**Exercise aim**
Exactly the lines from the start of the data below through the line that contains "boolean; time: string;" are to be copied, with pictures left out.

**Data**

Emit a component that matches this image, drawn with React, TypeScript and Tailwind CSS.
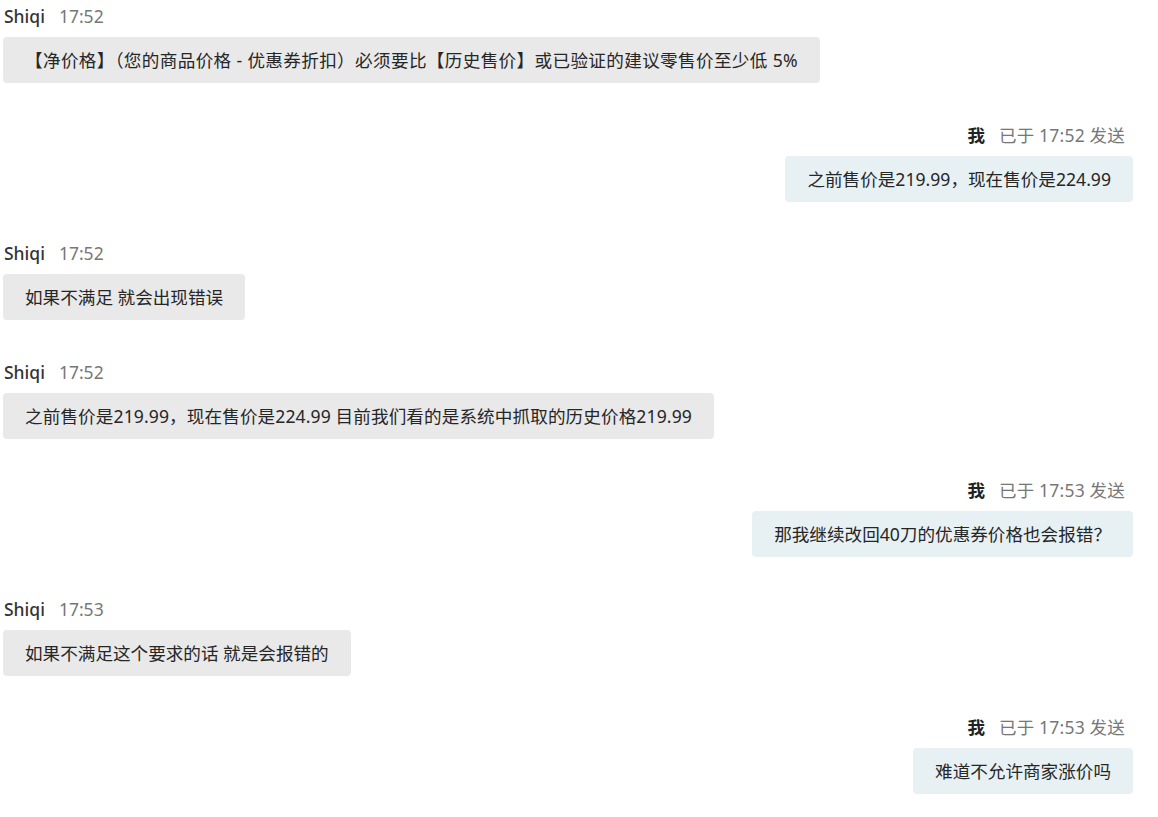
import React from "react";

type Msg = { me: boolean; time: string; text: string; extra?: string };

const msgs: Msg[] = [
  {
    me: false,
    time: "17:52",
    text: "【净价格】（您的商品价格 - 优惠券折扣）必须要比【历史售价】或已验证的建议零售价至少低 5%",
    extra: "tracking-[0.35px]",
  },
  { me: true, time: "17:52", text: "之前售价是219.99，现在售价是224.99" },
  { me: false, time: "17:52", text: "如果不满足 就会出现错误" },
  {
    me: false,
    time: "17:52",
    text: "之前售价是219.99，现在售价是224.99 目前我们看的是系统中抓取的历史价格219.99",
    extra: "tracking-[0.1px]",
  },
  { me: true, time: "17:53", text: "那我继续改回40刀的优惠券价格也会报错？" },
  { me: false, time: "17:53", text: "如果不满足这个要求的话 就是会报错的" },
  { me: true, time: "17:53", text: "难道不允许商家涨价吗" },
];

export default function App() {
  return (
    <div
      className="w-[1158px] h-[817px] bg-white overflow-hidden pt-[5px] pl-[3px] pr-[25px]"
      style={{ fontFamily: '"Noto Sans", "Noto Sans CJK SC", sans-serif' }}
    >
      <div className="flex flex-col gap-[40.5px]">
        {msgs.map((m, i) => (
          <div key={i} className={m.me ? "flex flex-col items-end" : "flex flex-col items-start"}>
            {m.me ? (
              <div className="flex items-center h-[22px] leading-[22px] text-[17.5px] pr-[8px]">
                <span className="font-bold text-[#222]">我</span>
                <span className="ml-[14px] text-[#777] tracking-[0.2px]">已于 {m.time} 发送</span>
              </div>
            ) : (
              <div className="flex items-center h-[22px] leading-[22px] text-[17.5px] pl-[1px]">
                <span className="text-[#333] font-medium">Shiqi</span>
                <span className="ml-[14px] text-[#777]">{m.time}</span>
              </div>
            )}
            <div
              className={
                "mt-[10px] h-[46px] rounded-[4px] px-[22px] py-[11px] text-[17.6px] leading-[24px] text-[#262626] " +
                (m.me ? "bg-[#e7f1f4] " : "bg-[#e9e9e9] ") +
                (m.extra ?? "")
              }
            >
              {m.text}
            </div>
          </div>
        ))}
      </div>
    </div>
  );
}
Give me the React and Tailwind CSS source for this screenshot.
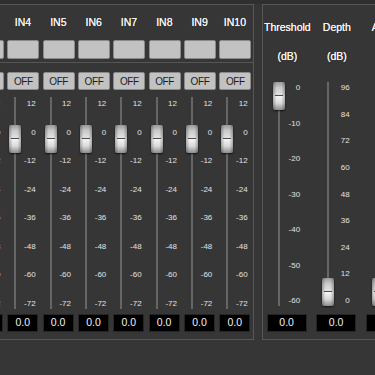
import React from 'react';

const channels = Array.from({ length: 8 }, (_, i) => `IN${i + 3}`);
const chScale = ['12', '0', '-12', '-24', '-36', '-48', '-60', '-72'];
const thrScale = ['0', '-10', '-20', '-30', '-40', '-50', '-60'];
const depthScale = ['96', '84', '72', '60', '48', '36', '24', '12', '0'];

// silver fader knob
function Thumb({ className }) {
    return (
        <div className={`absolute w-[12px] h-[28px] rounded-[2px] overflow-hidden shadow-[0_1px_2px_rgba(0,0,0,0.7)] ${className}`}>
            <div className="h-[14px] bg-[linear-gradient(to_bottom,#9a9a9a,#c9c9c9_40%,#e6e6e6)]" />
            <div className="h-[14px] bg-[linear-gradient(to_bottom,#f5f5f5,#dadada_50%,#8c8c8c)]" />
            <div className="absolute left-[2px] right-[2px] top-[13px] h-px bg-[#4d4d4d]" />
            <div className="absolute inset-0 bg-[linear-gradient(to_right,rgba(0,0,0,0.28),transparent_30%,transparent_70%,rgba(0,0,0,0.28))]" />
        </div>
    );
}

function ValueBox({ className }) {
    return (
        <div className={`h-[18px] bg-black border border-[#262626] flex items-center justify-center text-[10.5px] text-[#f2f2f2] ${className}`}>
            0.0
        </div>
    );
}

function Channel({ name }) {
    return (
        <div className="w-[35.33px] shrink-0 flex flex-col">
            <div className="h-[35px] flex items-center justify-center text-[10.5px] text-[#f2f2f2] [text-shadow:0_0_0.4px_#fff]">{name}</div>
            <div className="h-[19px] w-[32px] ml-[2px] bg-[#c2c2c2] border border-[#8a8a8a] rounded-[2px]" />
        </div>
    );
}

function ChannelLower() {
    return (
        <div className="w-[35.33px] shrink-0 flex flex-col">
            <div className="h-[18px] w-[32px] ml-[2px] bg-[#c2c2c2] border border-[#8a8a8a] rounded-[2px] flex items-center justify-center text-[10px] tracking-[-0.4px] text-[#1c1c1c]">
                OFF
            </div>
            <div className="relative h-[224px]">
                <div className="absolute left-[9px] top-[7px] bottom-[5px] w-[2px] bg-[#666]" />
                <div className="absolute right-[5px] top-[9px] bottom-[5px] flex flex-col justify-between items-end">
                    {chScale.map((s) => (
                        <div key={s} className="h-[10px] leading-[10px] text-[8px] text-[#e2e2e2]">{s}</div>
                    ))}
                </div>
                <Thumb className="left-[4px] top-[35px]" />
            </div>
            <ValueBox className="w-[31px] ml-[2px]" />
        </div>
    );
}

function DynColumn({ title, unit, scale, thumbTop }) {
    return (
        <div className="w-[49.5px] shrink-0 flex flex-col">
            <div className="mt-[15px] h-[14px] leading-[14px] text-center text-[10.5px] text-[#f2f2f2] whitespace-nowrap [text-shadow:0_0_0.4px_#fff]">{title}</div>
            <div className="mt-[15px] h-[14px] leading-[14px] text-center text-[10.5px] text-[#f2f2f2] [text-shadow:0_0_0.4px_#fff]">{unit}</div>
            <div className="relative h-[251px]">
                <div className="absolute left-[15px] top-[19px] bottom-[8px] w-[2px] bg-[#666]" />
                {scale && (
                    <div className="absolute right-[12px] top-[20px] bottom-[8px] flex flex-col justify-between items-end">
                        {scale.map((s) => (
                            <div key={s} className="h-[10px] leading-[10px] text-[8px] text-[#e2e2e2]">{s}</div>
                        ))}
                    </div>
                )}
                <Thumb className={`left-[10px] ${thumbTop}`} />
            </div>
            <ValueBox className="w-[40px] ml-[4px]" />
        </div>
    );
}

export default function App() {
    return (
        <div
            className="w-[375px] h-[375px] overflow-hidden bg-[#363636]"
            style={{ fontFamily: '"Liberation Sans", Arial, sans-serif' }}
        >
            <div className="h-[4px] bg-[#2f2f2f]" />
            <div className="flex">
                {/* input channels panel */}
                <div className="shrink-0 ml-[-31px] border border-[#575757] pb-[7px]">
                    <div className="flex pb-[3px]">
                        {channels.map((c) => <Channel key={c} name={c} />)}
                    </div>
                    <div className="h-px bg-[#555]" />
                    <div className="flex pt-[9px]">
                        {channels.map((c) => <ChannelLower key={c} />)}
                    </div>
                </div>

                {/* dynamics panel */}
                <div className="shrink-0 ml-[8px] border border-[#575757] pb-[7px] flex">
                    <DynColumn title="Threshold" unit="(dB)" scale={thrScale} thumbTop="top-[19px]" />
                    <DynColumn title="Depth" unit="(dB)" scale={depthScale} thumbTop="top-[215px]" />
                    <DynColumn title="Attack" unit="(ms)" scale={null} thumbTop="top-[215px]" />
                </div>
            </div>
        </div>
    );
}
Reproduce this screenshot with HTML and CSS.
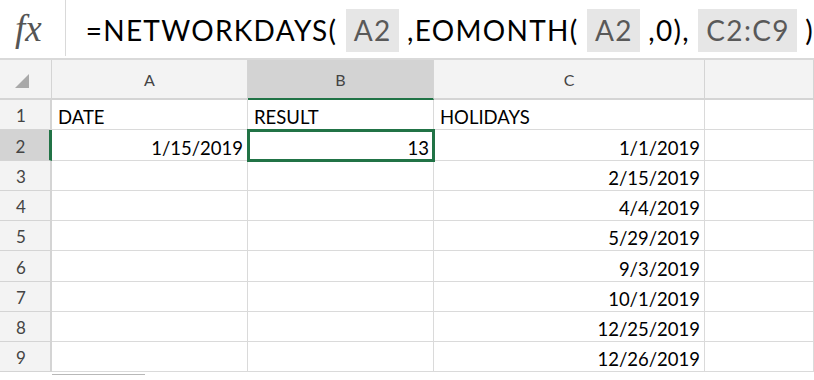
FILE: index.html
```html
<!DOCTYPE html>
<html lang="en">
<head>
    <meta charset="UTF-8">
    <meta name="viewport" content="width=device-width, initial-scale=1.0">
    <title>NETWORKDAYS with EOMONTH</title>
    <link rel="stylesheet" href="styles.css">
</head>
<body>

    <div class="formula-bar">
        <div class="fx">fx</div>
        <div class="formula">=NETWORKDAYS( <span class="ref">A2</span> ,EOMONTH( <span class="ref">A2</span> ,0), <span class="ref">C2:C9</span> )</div>
    </div>

    <table class="sheet">
        <colgroup>
            <col class="col-head">
            <col class="col-a">
            <col class="col-b">
            <col class="col-c">
            <col class="col-d">
        </colgroup>
        <thead>
            <tr>
                <th class="corner">
                    <svg width="14" height="14" viewBox="0 0 14 14"><polygon points="14,0 14,14 0,14" fill="#a9a9a9"/></svg>
                </th>
                <th>A</th>
                <th class="active">B</th>
                <th>C</th>
                <th></th>
            </tr>
        </thead>
        <tbody>
            <tr>
                <th class="row-num">1</th>
                <td>DATE</td>
                <td>RESULT</td>
                <td>HOLIDAYS</td>
                <td></td>
            </tr>
            <tr>
                <th class="row-num active">2</th>
                <td class="num">1/15/2019</td>
                <td class="num selected">13</td>
                <td class="num">1/1/2019</td>
                <td></td>
            </tr>
            <tr>
                <th class="row-num">3</th>
                <td></td>
                <td></td>
                <td class="num">2/15/2019</td>
                <td></td>
            </tr>
            <tr>
                <th class="row-num">4</th>
                <td></td>
                <td></td>
                <td class="num">4/4/2019</td>
                <td></td>
            </tr>
            <tr>
                <th class="row-num">5</th>
                <td></td>
                <td></td>
                <td class="num">5/29/2019</td>
                <td></td>
            </tr>
            <tr>
                <th class="row-num">6</th>
                <td></td>
                <td></td>
                <td class="num">9/3/2019</td>
                <td></td>
            </tr>
            <tr>
                <th class="row-num">7</th>
                <td></td>
                <td></td>
                <td class="num">10/1/2019</td>
                <td></td>
            </tr>
            <tr>
                <th class="row-num">8</th>
                <td></td>
                <td></td>
                <td class="num">12/25/2019</td>
                <td></td>
            </tr>
            <tr>
                <th class="row-num">9</th>
                <td></td>
                <td></td>
                <td class="num">12/26/2019</td>
                <td></td>
            </tr>
        </tbody>
    </table>

    <div class="scroll-thumb"></div>

</body>
</html>
```

FILE: styles.css
```css
body {
    margin: 0;
    padding: 0;
    background-color: #fff;
    font-family: 'Lato', 'Open Sans', sans-serif;
    color: #000;
    overflow: hidden;
}

.formula-bar {
    display: flex;
    align-items: stretch;
    height: 58px;
    border-bottom: 2px solid #d9d9d9;
}

.fx {
    width: 52px;
    padding-left: 15px;
    border-right: 1px solid #d9d9d9;
    margin-bottom: 2px;
    font-family: 'Liberation Serif', serif;
    font-style: italic;
    font-size: 37px;
    color: #555;
    line-height: 58px;
}

.formula {
    padding-left: 20px;
    font-size: 28px;
    line-height: 60px;
    white-space: nowrap;
    letter-spacing: 1.3px;
}

.ref {
    display: inline-block;
    background-color: #e6e6e6;
    color: #595959;
    padding: 0 7px 0 8px;
    line-height: 43px;
}

.sheet {
    border-collapse: separate;
    border-spacing: 0;
    table-layout: fixed;
    width: 814px;
}

.col-head { width: 52px; }
.col-a { width: 196px; }
.col-b { width: 186px; }
.col-c { width: 271px; }
.col-d { width: 109px; }

thead tr {
    height: 40px;
}

thead th {
    padding: 0;
    background-color: #f3f3f3;
    border-right: 1px solid #d4d4d4;
    border-bottom: 2px solid #d4d4d4;
    font-weight: normal;
    font-size: 16px;
    color: #444;
    text-align: center;
    vertical-align: middle;
}

thead th.active {
    background-color: #d3d3d3;
    border-bottom-color: #217346;
}

thead th.corner {
    padding-right: 8px;
    padding-top: 4px;
}

tbody tr {
    height: 30.25px;
}

.row-num {
    padding: 0 8px 3px 0;
    background-color: #f3f3f3;
    border-right: 2px solid #d4d4d4;
    border-bottom: 1px solid #d4d4d4;
    font-weight: normal;
    font-size: 17px;
    color: #444;
    text-align: center;
    vertical-align: bottom;
    line-height: 20px;
}

.row-num.active {
    background-color: #d3d3d3;
    border-right: 3px solid #217346;
}

td {
    padding: 0 4px 2px 6px;
    border-right: 1px solid #dadada;
    border-bottom: 1px solid #dadada;
    font-size: 18.5px;
    line-height: 20px;
    vertical-align: bottom;
    white-space: nowrap;
}

td.num {
    text-align: right;
}

td.selected {
    outline: 3px solid #217346;
    outline-offset: -2px;
}

.scroll-thumb {
    width: 93px;
    height: 1px;
    margin: 2px 0 0 52px;
    background-color: #b8b8b8;
}
```
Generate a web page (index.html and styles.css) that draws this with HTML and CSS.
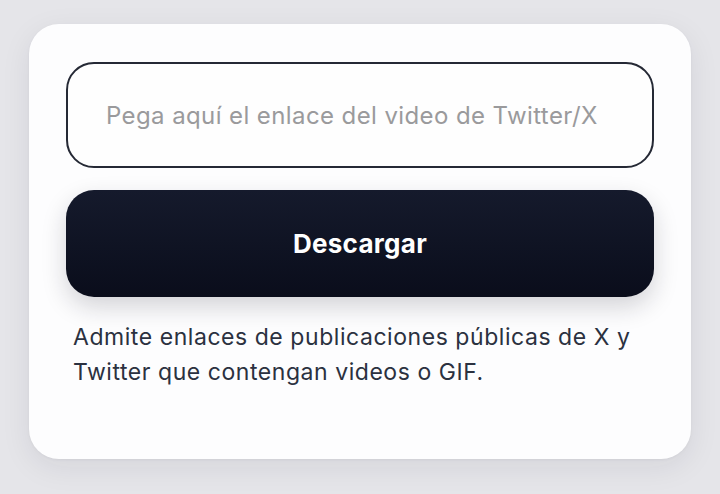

**Result of the exercise**
Emit a component that matches this image, drawn with React, TypeScript and Tailwind CSS.
import React from "react";

type Msg = { me: boolean; time: string; text: string; extra?: string };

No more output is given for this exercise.